J’aurais aimé m'envoler jusqu’à Vallouise. Ce n’est pas le cas. Je subis, me force à courir, marche quelque fois, surtout sur le goudron que je trouve particulière agressif. 

« Plus que deux kilomètres, courage ! » me lance un bénévole.

Oh putain, on va passer par le chemin du Facteur. Au programme : environ un kilomètre où s’enchaînent courtes montées et descentes. Alors qu’en bas, de l’autre côté du Gyr se trouve un large sentier plat. 

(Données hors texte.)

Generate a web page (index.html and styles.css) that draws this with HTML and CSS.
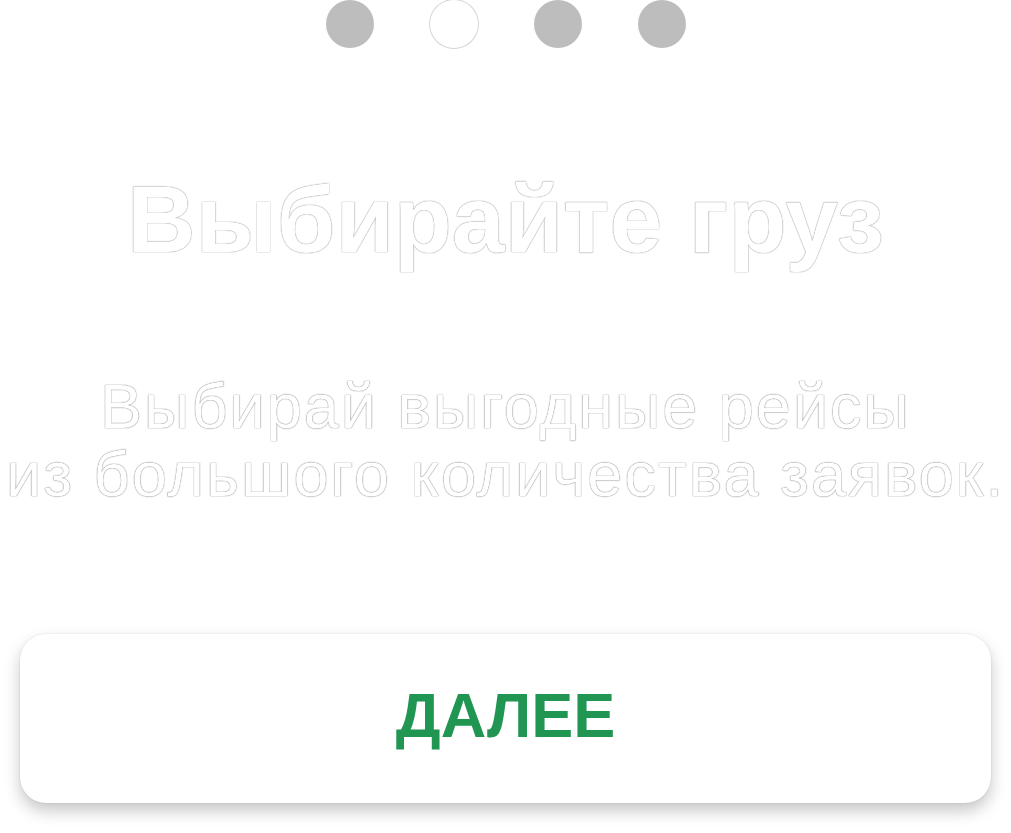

« Plus que 50 mètres de sentier, 300 mètres de goudron et c’est l’arrivée », me dit un bénévole. 

Là, je réalise que je vais y arriver. Mes poumons se compriment, les larmes montent. Je continue de courir pendant quelques mètres, histoire de garder la face. Avant de me stopper, envahie par les émotions. « Respire, ce n’est pas encore fini. Garde un peu de dignité pour passer la ligne d’arrivée ». 

Dernier virage, la boulangerie, la ligne d’arrivée. 
Arrêter la montre. Les larmes, incontrôlables. 

« Non, je n'ai pas besoin d'aller voir le kiné. C'est juste la tête. Il faut que ça sorte, ça va aller mieux ». 

La boucle est bouclée. 
La page est tournée. 
À moi d’écrire la suite.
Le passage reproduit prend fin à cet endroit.